Stochastic primal-dual gradient method and its variant were first analyzed by (Nemirovski et al., 2009) for solving a more general problem $\min_{x\in X}\max_{y\in Y}\mathrm{E}_{\xi}[f(x,y;\xi)]$ . Under the standard bounded stochastic (sub)-gradient assumption, a convergence rate of $O(1/\sqrt{T})$ was established for a primal-dual gap, which implies a convergence rate of $O(1/\sqrt{T})$ for minimizing the primal objective $P(x)=\max_{y\in Y}\mathrm{E}_{\xi}[f(x,y;\xi)]$ . Later, there are couple of studies that aim to strengthen this convergence rate by leveraging the smoothness of $f(x,y;\xi)$ or the involved function when there is a special structure of the objective function (Juditsky et al., 2011; Chen et al., 2014, 2017b). However, the worst-case convergence rate of these later algorithms is still dominated by $O(1/\sqrt{T})$ . Without smoothness assumption on $\ell(\mathbf{x})$ or a bilinear structure, these later algorithms are not directly applicable to solving (1). In addition, Frank Wolfe algorithms are analyzed for saddle point problems in (Gidel et al., 2016), which could also achieve a convergence rate of $O(1/\sqrt{T})$ in terms of primal-dual gap under the smoothness condition.
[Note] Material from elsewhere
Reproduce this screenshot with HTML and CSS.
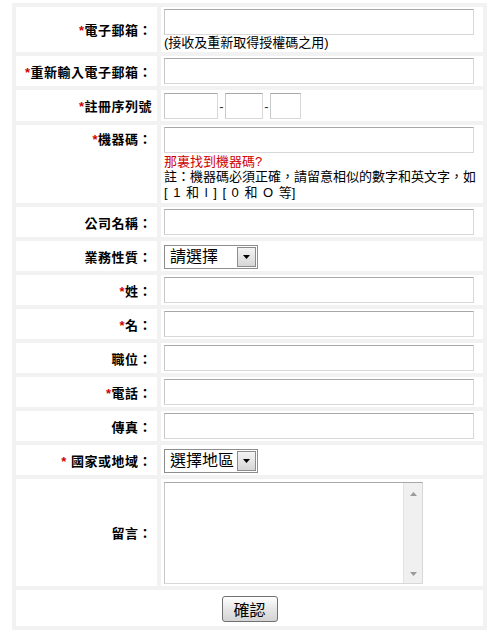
FILE: index.html
```html
<!DOCTYPE html>
<html lang="zh-Hant">
<head>
    <meta charset="UTF-8"/>
    <meta name="viewport" content="width=device-width, initial-scale=1.0"/>
    <title>註冊表格</title>
    <link rel="stylesheet" href="styles.css">
</head>
<body>
    <form id="regForm">
        <table class="form-table">
            <colgroup>
                <col class="col-label">
                <col class="col-field">
            </colgroup>
            <tr class="row-email">
                <td class="label"><span class="req">*</span>電子郵箱：</td>
                <td class="field">
                    <input type="text" class="txt">
                    <div class="hint">(接收及重新取得授權碼之用)</div>
                </td>
            </tr>
            <tr>
                <td class="label"><span class="req">*</span>重新輸入電子郵箱：</td>
                <td class="field"><input type="text" class="txt"></td>
            </tr>
            <tr class="row-serial">
                <td class="label"><span class="req">*</span>註冊序列號</td>
                <td class="field">
                    <div class="serial">
                        <input type="text" class="txt s1">
                        <span class="dash">-</span>
                        <input type="text" class="txt s2">
                        <span class="dash">-</span>
                        <input type="text" class="txt s3">
                    </div>
                </td>
            </tr>
            <tr class="row-machine">
                <td class="label top"><span class="req">*</span>機器碼：</td>
                <td class="field">
                    <input type="text" class="txt">
                    <div class="hint"><a href="#" class="help">那裏找到機器碼?</a></div>
                    <div class="hint note">註：機器碼必須正確，請留意相似的數字和英文字，如<br><span class="pairs">[ 1 和 l ] [ 0 和 O 等]</span></div>
                </td>
            </tr>
            <tr>
                <td class="label">公司名稱：</td>
                <td class="field"><input type="text" class="txt"></td>
            </tr>
            <tr>
                <td class="label">業務性質：</td>
                <td class="field">
                    <div class="dropdown">
                        <select>
                            <option>請選擇</option>
                        </select>
                        <span class="arrow"><svg width="7" height="4" viewBox="0 0 7 4"><path d="M0 0h7L3.5 4z" fill="#000"/></svg></span>
                    </div>
                </td>
            </tr>
            <tr>
                <td class="label"><span class="req">*</span>姓：</td>
                <td class="field"><input type="text" class="txt"></td>
            </tr>
            <tr>
                <td class="label"><span class="req">*</span>名：</td>
                <td class="field"><input type="text" class="txt"></td>
            </tr>
            <tr>
                <td class="label">職位：</td>
                <td class="field"><input type="text" class="txt"></td>
            </tr>
            <tr>
                <td class="label"><span class="req">*</span>電話：</td>
                <td class="field"><input type="text" class="txt"></td>
            </tr>
            <tr>
                <td class="label">傳真：</td>
                <td class="field"><input type="text" class="txt"></td>
            </tr>
            <tr>
                <td class="label"><span class="req">* </span>國家或地域：</td>
                <td class="field">
                    <div class="dropdown">
                        <select>
                            <option>選擇地區</option>
                        </select>
                        <span class="arrow"><svg width="7" height="4" viewBox="0 0 7 4"><path d="M0 0h7L3.5 4z" fill="#000"/></svg></span>
                    </div>
                </td>
            </tr>
            <tr class="row-memo">
                <td class="label">留言：</td>
                <td class="field">
                    <div class="memo">
                        <textarea></textarea>
                        <div class="scroll">
                            <svg width="7" height="4" viewBox="0 0 7 4"><path d="M0 4h7L3.5 0z" fill="#9a9a9a"/></svg>
                            <svg width="7" height="4" viewBox="0 0 7 4"><path d="M0 0h7L3.5 4z" fill="#9a9a9a"/></svg>
                        </div>
                    </div>
                </td>
            </tr>
            <tr class="row-submit">
                <td colspan="2" class="submit"><button type="submit">確認</button></td>
            </tr>
        </table>
    </form>
</body>
</html>
```

FILE: styles.css
```css
body {
    margin: 3px 0 0 12px;
    font-family: "Liberation Sans", "Noto Sans CJK TC", sans-serif;
    font-size: 13px;
    color: #000;
    background: #fff;
}
.form-table {
    width: 475px;
    table-layout: fixed;
    border-spacing: 4px;
    background: #f2f2f2;
}
.col-label {
    width: 141px;
}
.col-field {
    width: 322px;
}
.form-table td {
    background: #fff;
    padding: 2px 3px;
}
.label {
    text-align: right;
    vertical-align: middle;
    font-weight: bold;
    letter-spacing: 0.5px;
    padding: 4px 5px 1px 3px !important;
    white-space: nowrap;
    line-height: 16px;
}
.label.top {
    vertical-align: top;
    padding-top: 7px !important;
}
.req {
    color: #d00000;
}
.field {
    vertical-align: top;
    height: 26px;
}
.txt {
    display: block;
    width: 310px;
    height: 26px;
    box-sizing: border-box;
    border: 1px solid;
    border-color: #a8a8a8 #d8d8d8 #d8d8d8 #c8c8c8;
    margin: 0;
    padding: 2px 4px;
    font-family: inherit;
    font-size: 13px;
}
.row-serial .field {
    padding-top: 3px;
}
.serial {
    display: flex;
    align-items: center;
}
.serial .s1 {
    width: 54px;
}
.serial .s2 {
    width: 38px;
}
.serial .s3 {
    width: 31px;
}
.dash {
    width: 7px;
    text-align: center;
    color: #333;
}
.hint {
    line-height: 15px;
    white-space: nowrap;
}
.help {
    display: block;
    margin-top: 1px;
    color: #d00000;
    text-decoration: none;
}
.note {
    line-height: 16px;
}
.pairs {
    word-spacing: 2px;
}
.dropdown {
    position: relative;
    width: 94px;
    height: 24px;
    box-sizing: border-box;
    border: 1px solid #8e8e8e;
    margin-top: 2px;
    display: flex;
    align-items: center;
}
.dropdown select {
    appearance: none;
    -webkit-appearance: none;
    border: none;
    background: transparent;
    font-family: inherit;
    font-size: 16px;
    padding: 0 0 0 5px;
    width: 100%;
    height: 22px;
    line-height: 22px;
    color: #000;
    outline: none;
}
.dropdown .arrow {
    position: absolute;
    right: 1px;
    top: 1px;
    width: 17px;
    height: 18px;
    border: 1px solid #8c8c8c;
    background: linear-gradient(#f4f4f4, #d6d6d6);
    display: flex;
    align-items: center;
    justify-content: center;
    pointer-events: none;
}
.row-memo .field {
    padding-top: 3px;
}
.memo {
    display: flex;
    width: 259px;
    height: 102px;
    box-sizing: border-box;
    border: 1px solid;
    border-color: #a8a8a8 #d8d8d8 #d8d8d8 #c8c8c8;
}
.memo textarea {
    flex: 1;
    border: none;
    resize: none;
    outline: none;
    margin: 0;
    padding: 2px 4px;
    font-family: inherit;
    font-size: 13px;
}
.memo .scroll {
    width: 19px;
    background: #f0f0f0;
    border-left: 1px solid #e2e2e2;
    display: flex;
    flex-direction: column;
    justify-content: space-between;
    align-items: center;
    padding: 9px 0 7px;
    box-sizing: border-box;
}
.submit {
    text-align: center;
    height: 30px;
    padding-top: 4px !important;
}
.submit button {
    width: 56px;
    height: 26px;
    border: 1px solid #707070;
    border-radius: 3px;
    background: linear-gradient(#ffffff, #e6e6e6 50%, #d4d4d4);
    font-family: inherit;
    font-size: 16px;
    padding: 0;
    color: #000;
    cursor: pointer;
}
```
Recently, there emerge several algorithms with faster convergence for solving (1) by leveraging the bilinear structure and strong convexity of $\phi^{*}$ and $g$ . For example, Zhang and Lin (2015) proposed a stochastic primal-dual coordinate (SPDC) method for solving (3) under the condition that $\ell(x)=Ax$ is of bilinear structure and $\phi^{*}$ is strongly convex. When $g$ is also a strongly convex function, SPDC enjoys a linear convergence for the primal-dual gap. Other variants of SPDC have been considered in (Yu et al., 2015; Tan et al., 2018) for solving (1) with bilinear structure. Palaniappan and Bach (2016) proposed stochastic variance reduction methods for solving a family of saddle-point problems. When applied to (1), they require $\ell(\mathbf{x})$ is either an affine function or a smooth mapping. If additionally $g$ and $\phi^{*}$ are strongly convex, their algorithms also enjoy a linear convergence for finding a solution that is $\epsilon$ -close to the optimal solution in squared Euclidean distance. Du and Hu (2018) established a similar linear convergence of a primal-dual SVRG algorithm for solving (1) when $\ell=Ax$ is an affine function with a full column rank for $A$ , $g$ is smooth, and $\phi^{*}$ is smooth and strongly convex, which are stronger assumptions than ours. All of these algorithms except (Du and Hu, 2018) also need to compute the proximal mapping of $\phi_{i}^{*}$ and $g$ at each iteration. In contrast, the present work is complementary to these studies aiming to solve a more challenging family of problems. In particular, the proposed algorithms do not require the bilinear structure or the smoothness of $\ell$ , and the smoothness and strong convexity of $\phi^{*}$ and $g$ are also not necessary. In addition, we do not assume that $g$ and $\phi^{*}$ have an efficient proximal mapping.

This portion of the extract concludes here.